All I am faced with is a shallow pool of bubbling water and silence falls on the audience as we’re plunged into darkness. A spotlight illuminates seven musicians high up on a balcony off to the left and soft magical music begins to play. Narrated in English, dragons, fish, dogs, soldiers, sailors, queens and farmers all rise in and out of the water in brazen costumes, working perfectly in time with the music and narration. Suddenly the story comes to an end and ten locals advance on me from the wet shutters and bow graciously in the water, the puppets still fastened on their sticks.
As I filter out into the street, the crowd is awash with excitement and energy from the quirky show we had just witnessed. Dinner is a delicious mix of Cha ca, fried morsels of fish served alongside crispy crêpes bulging with pork, shrimp and beansprouts known as Banh xeo. Seated in Duong Than in Hanoi’s Hoan Kiem district I enjoy a welcome beer and settle in with a friendly local family for a delicious dinner.
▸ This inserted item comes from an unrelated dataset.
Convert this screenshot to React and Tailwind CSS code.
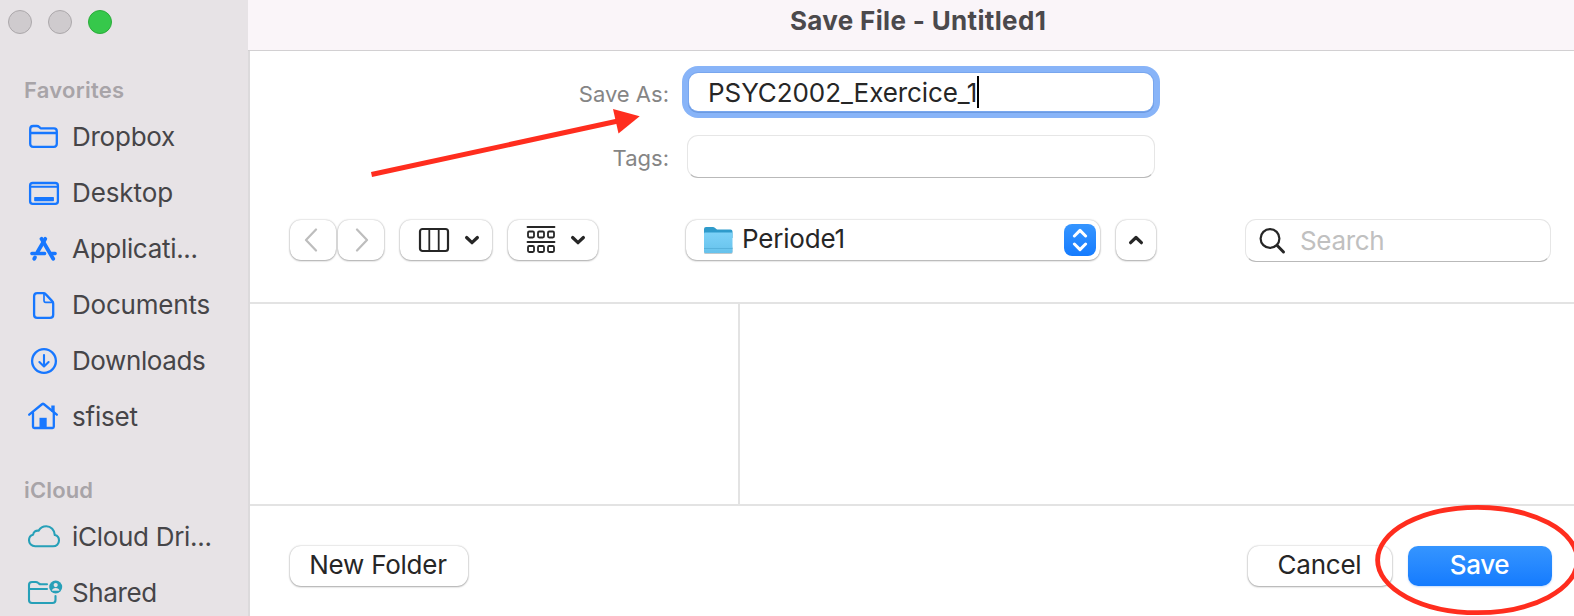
const raised =
  'flex h-10 items-center rounded-[11px] bg-white shadow-[0_0_2px_rgba(0,0,0,0.28),0_1px_2px_rgba(0,0,0,0.28)]';
const field =
  'rounded-[11px] border border-[#e6e6e6] border-b-[#b9b9b9] bg-white';

function Icon({ children, className = 'text-[#1777ff]', x = 26 }) {
  return (
    <svg
      viewBox={`${x} 0 38 56`}
      className={`h-14 w-[38px] shrink-0 ${className}`}
      fill="none"
      stroke="currentColor"
      strokeWidth="2.3"
      strokeLinecap="round"
      strokeLinejoin="round"
    >
      {children}
    </svg>
  );
}

const FolderIcon = () => (
  <Icon>
    <path d="M30.200 36V21.200q0-3.200 3-3.200h3.600q1.400 0 2.300.8l1.100 1q.7.600 1.800.6h12q2.800 0 2.800 3V35.800q0 3-3 3H33.200q-3 0-3-3ZM30.200 25h26.600" />
  </Icon>
);
const DesktopIcon = () => (
  <Icon>
    <rect x="30.100" y="19" width="27.800" height="20.800" rx="2.600" />
    <path d="M30 22.800h28" strokeWidth="2" />
    <rect x="34.800" y="33.600" width="18.500" height="3" fill="currentColor" strokeWidth="1.200" />
  </Icon>
);
const AppsIcon = () => (
  <Icon>
    <g strokeWidth="3.800">
      <path d="M45.300 18.800 37.500 32" />
      <path d="M41.500 18.800 53.200 38.800" />
      <path d="M35 37.400 34.200 38.800" />
      <path d="M31.900 33.500h12.700M51.600 33.500h3.500" strokeWidth="3.500" />
    </g>
  </Icon>
);
const DocIcon = () => (
  <Icon>
    <path d="M37.200 17.100h6.200q1.300 0 2.200 1l6.600 7q1 1 1 2.400v11.200q0 3.200-3.200 3.200H37.200q-3.100 0-3.100-3.200V20.300q0-3.200 3.100-3.200Z" />
    <path d="M44 17.500v7.100q0 1.700 1.700 1.700H53" strokeWidth="1.700" />
  </Icon>
);
const DownloadIcon = () => (
  <Icon>
    <circle cx="44" cy="29" r="11.900" />
    <path d="M44 23v11.200M39.400 30l4.600 4.500 4.600-4.500" strokeWidth="2.100" />
  </Icon>
);
const HomeIcon = () => (
  <Icon>
    <path d="m29.200 26.700 13.100-10.700q.7-.6 1.400 0l13.100 10.700" />
    <path d="M33 25v13.800q0 1.200 1.400 1.200h18q1.400 0 1.400-1.200V25" />
    <path d="M53 17.500v6.500" strokeWidth="3.400" strokeLinecap="butt" />
    <path d="M39.500 40V29.800h7.200V40Z" fill="currentColor" stroke="none" />
  </Icon>
);
const CloudIcon = () => (
  <Icon className="text-[#27a0b8]">
    <path
      d="M35.200 38.300H53c3.400 0 6-2.500 6-5.700 0-2.700-1.700-4.900-4.200-5.500C54.600 21.900 50.900 18.200 46.300 18.200c-3.500 0-6.200 1.800-7.700 4.500-2.700-.5-5.100 1.200-5.500 4-2.500.6-4.100 2.900-4.100 5.600 0 3.400 2.700 6 6.200 6Z"
      strokeWidth="2.100"
    />
  </Icon>
);
const SharedIcon = () => (
  <Icon className="text-[#27a0b8]">
    <path
      d="M47 20.300H40.800q-1 0-1.800-.7l-1-.8q-.9-.8-2.200-.8H32q-3 0-3 3V36q0 3 3 3h20.500q3 0 3-3V32M29 25h18"
      strokeWidth="2.100"
    />
    <circle cx="55.700" cy="23" r="6.500" fill="currentColor" stroke="none" />
    <circle cx="55.700" cy="21.100" r="2.100" fill="#e7e3e6" stroke="none" />
    <path d="M51.900 26.800q.6-2.700 3.800-2.700t3.800 2.700Z" fill="#e7e3e6" stroke="none" />
  </Icon>
);

const favorites = [
  [FolderIcon, 'Dropbox', 'tracking-[-0.25px]'],
  [DesktopIcon, 'Desktop', 'tracking-[-0.1px]'],
  [AppsIcon, 'Applicati...', 'tracking-[-0.3px]'],
  [DocIcon, 'Documents', 'tracking-[-0.2px]'],
  [DownloadIcon, 'Downloads', 'tracking-[-0.4px]'],
  [HomeIcon, 'sfiset', 'tracking-[-0.2px]'],
];
const icloud = [
  [CloudIcon, 'iCloud Dri...', 'tracking-[-0.3px]'],
  [SharedIcon, 'Shared', 'tracking-[-0.4px]'],
];

function Section({ title, items, className, titleClass }) {
  return (
    <section className={className}>
      <h2 className={`pl-6 text-[22px] leading-9 font-semibold text-[#a8a4a8] ${titleClass}`}>{title}</h2>
      {items.map(([Glyph, label, tracking]) => (
        <div key={label} className="flex h-14 items-center pl-[26px]">
          <Glyph />
          <span className={`ml-2 pt-0.5 text-[26px] leading-[54px] whitespace-nowrap text-[#464548] ${tracking}`}>{label}</span>
        </div>
      ))}
    </section>
  );
}

function Chevron({ d, w = 16, h = 10, className = '', stroke = 3.2 }) {
  return (
    <svg width={w} height={h} viewBox={`0 0 ${w} ${h}`} className={`shrink-0 ${className}`} fill="none" stroke="currentColor" strokeWidth={stroke} strokeLinecap="round" strokeLinejoin="round">
      <path d={d} />
    </svg>
  );
}

export default function App() {
  return (
    <div className="relative flex h-[616px] w-[1574px] overflow-hidden bg-white font-['Inter',sans-serif] text-[#262626]">
      <aside className="w-[248px] shrink-0 overflow-hidden bg-[#e7e3e6]">
        <div className="flex gap-4 pt-[10px] pl-2">
          <span className="size-6 rounded-full border border-[#aca8ab] bg-[#cfcbce]" />
          <span className="size-6 rounded-full border border-[#aca8ab] bg-[#cfcbce]" />
          <span className="size-6 rounded-full border border-[#2bac3a] bg-[#36c84b]" />
        </div>
        <Section title="Favorites" titleClass="tracking-[0.25px]" items={favorites} className="pt-[38px]" />
        <Section title="iCloud" titleClass="tracking-[0.15px]" items={icloud} className="pt-7" />
      </aside>

      <main className="flex w-[1326px] shrink-0 flex-col">
        <header className="h-[51px] shrink-0 border-b border-[#d2d0d2] bg-[#faf5f9] pl-[542px]">
          <h1 className="text-[26px] leading-[42px] font-bold tracking-[0.33px] whitespace-nowrap text-[#4b494c]">Save File - Untitled1</h1>
        </header>

        <div className="flex grow flex-col border-l-2 border-[#dcdadc]">
          <div className="flex h-[67px] items-end">
            <label className="w-[419px] pb-[6px] text-right text-[22px] leading-9 text-[#858585]">Save As:</label>
            <div className="ml-[13px] flex h-[52px] w-[478px] items-center rounded-[16px] bg-[#88b4f8] p-[7px]">
              <div className="flex h-[38px] w-full items-center rounded-[9px] bg-white pl-[19px] shadow-[0_0_0_1px_#78a6ee,0_1px_0_1px_#6c9ae0]">
                <span className="pt-0.5 text-[26px] leading-[36px] tracking-[-0.08px] whitespace-nowrap">PSYC2002_Exercice_1</span>
                <span className="h-8 w-0.5 bg-black" />
              </div>
            </div>
          </div>
          <div className="mt-[17px] flex h-[43px] items-center">
            <label className="w-[419px] pt-[3px] text-right text-[22px] leading-9 text-[#858585]">Tags:</label>
            <div className={`ml-[18px] h-[43px] w-[468px] ${field}`} />
          </div>

          <div className="mt-[41px] flex h-[85px] items-start border-b-2 border-[#e3e3e3] pl-10">
            <div className="flex gap-0.5 pt-px">
              <button className={`w-[46px] justify-center pr-[5px] text-[#bdbdbd] ${raised}`}>
                <Chevron w={14} h={24} d="M12 1.500 2 12l10 10.500" stroke={2.2} />
              </button>
              <button className={`w-[46px] justify-center pl-0.5 text-[#bdbdbd] ${raised}`}>
                <Chevron w={14} h={24} d="m2 1.500 10 10.500L2 22.500" stroke={2.2} />
              </button>
            </div>
            <button className={`mt-px ml-4 w-[92px] pl-[18px] ${raised}`}>
              <svg width="32" height="26" viewBox="0 0 32 26" fill="none" stroke="currentColor">
                <rect x="2" y="2" width="28" height="22" rx="2.500" strokeWidth="2.200" />
                <path d="M11.300 2v22M20.700 2v22" strokeWidth="1.800" />
              </svg>
              <Chevron className="ml-[14px]" d="m2.600 2.500 5.400 5.200 5.400-5.200" />
            </button>
            <button className={`mt-px ml-4 w-[90px] pl-[18px] ${raised}`}>
              <svg width="30" height="30" viewBox="0 0 30 30" fill="none" stroke="currentColor" strokeWidth="1.800">
                <path d="M1.500 2h27M1.500 17h27" strokeLinecap="round" />
                <rect x="2" y="6.500" width="6" height="6" rx="1.200" />
                <rect x="12" y="6.500" width="6" height="6" rx="1.200" />
                <rect x="22" y="6.500" width="6" height="6" rx="1.200" />
                <rect x="2" y="21" width="6" height="6" rx="1.200" />
                <rect x="12" y="21" width="6" height="6" rx="1.200" />
                <rect x="22" y="21" width="6" height="6" rx="1.200" />
              </svg>
              <Chevron className="ml-[14px]" d="m2.600 2.500 5.400 5.200 5.400-5.200" />
            </button>
            <button className={`mt-px ml-[88px] w-[414px] pl-[17px] ${raised}`}>
              <svg width="30" height="28" viewBox="0 0 30 28">
                <defs>
                  <linearGradient id="folderFront" x1="0" y1="0" x2="0" y2="1">
                    <stop offset="0" stopColor="#7dd2f8" />
                    <stop offset="1" stopColor="#66c2ec" />
                  </linearGradient>
                </defs>
                <rect x="1" y="20" width="28.500" height="8" rx="1.500" fill="#8b9aa3" opacity=".55" />
                <path d="M1 3q0-2 2-2h7q1 0 1.800.7l1.500 1.200q.7.600 1.800.6H27.500q2 0 2 2V12H1Z" fill="#2f9bcb" />
                <path d="M1 7.500q0-1 1-1h26.500q1 0 1 1V25.500q0 1.500-1.500 1.500H2.500Q1 27 1 25.500Z" fill="url(#folderFront)" />
                <path d="M1 22.500h28.500" stroke="#57b2dc" strokeWidth="1" />
              </svg>
              <span className="ml-[9px] pb-0.5 text-[26px] leading-[38px] tracking-[-0.2px]">Periode1</span>
              <span className="mr-1 ml-auto flex size-8 flex-col items-center justify-center gap-1 rounded-[8px] bg-linear-to-b from-[#3595ff] to-[#147bfe] text-white">
                <Chevron d="m2.400 8 5.600-5.600L13.600 8" stroke={3} />
                <Chevron d="m2.400 2 5.600 5.600L13.600 2" stroke={3} />
              </span>
            </button>
            <button className={`mt-px ml-4 w-10 justify-center ${raised}`}>
              <Chevron d="m2.600 7.700 5.400-5.200 5.400 5.200" />
            </button>
            <div className={`ml-[89px] flex h-[43px] w-[306px] items-center pl-[13px] ${field}`}>
              <svg width="28" height="28" viewBox="0 0 28 28" fill="none" stroke="currentColor" strokeLinecap="round">
                <circle cx="11" cy="11.500" r="9.400" strokeWidth="2.200" />
                <path d="m18.200 18.500 6.300 6.500" strokeWidth="3" />
              </svg>
              <span className="ml-[13px] text-[26px] leading-[38px] tracking-[-0.35px] text-[#c0c0c0]">Search</span>
            </div>
          </div>

          <div className="flex h-[202px] border-b-2 border-[#e3e3e3]">
            <div className="w-[490px] border-r-2 border-[#e3e3e3]" />
            <div className="grow" />
          </div>

          <footer className="flex pt-10 pr-[22px] pl-10 text-[26px] leading-[38px]">
            <button className={`w-[178px] justify-center pr-0.5 pb-[3px] tracking-[-0.25px] ${raised}`}>New Folder</button>
            <button className={`ml-auto w-[144px] justify-center pr-px pb-[3px] tracking-[-0.25px] ${raised}`}>Cancel</button>
            <button className="ml-4 flex h-10 w-36 items-center justify-center rounded-[10px] bg-linear-to-b from-[#3595ff] to-[#147bfe] pr-px pb-[3px] font-medium tracking-[-0.4px] text-white shadow-[0_1px_2px_rgba(20,110,240,0.25)]">
              Save
            </button>
          </footer>
        </div>
      </main>

      <svg className="pointer-events-none absolute inset-0" width="1574" height="616" viewBox="0 0 1574 616">
        <path d="M371.500 174.500 618 121" stroke="#ff2d1e" strokeWidth="5" />
        <path d="m613 109 26.700 7.300L618.500 133.500Z" fill="#ff2d1e" />
        <ellipse cx="1477.500" cy="560" rx="99.900" ry="52.700" fill="none" stroke="#ff2d1e" strokeWidth="4.800" />
      </svg>
    </div>
  );
}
Dancing descends on the narrow, shuttered laneways of Hanoi and it’s time I join the party. Hidden bars line the streets, but little would you know if you weren’t looking for them. Not known for its nightlife, the ambiance is small and friendly and crowds welcome me into their happy embrace.
I fall asleep to the sounds of the busy capital, calming for a few precious hours.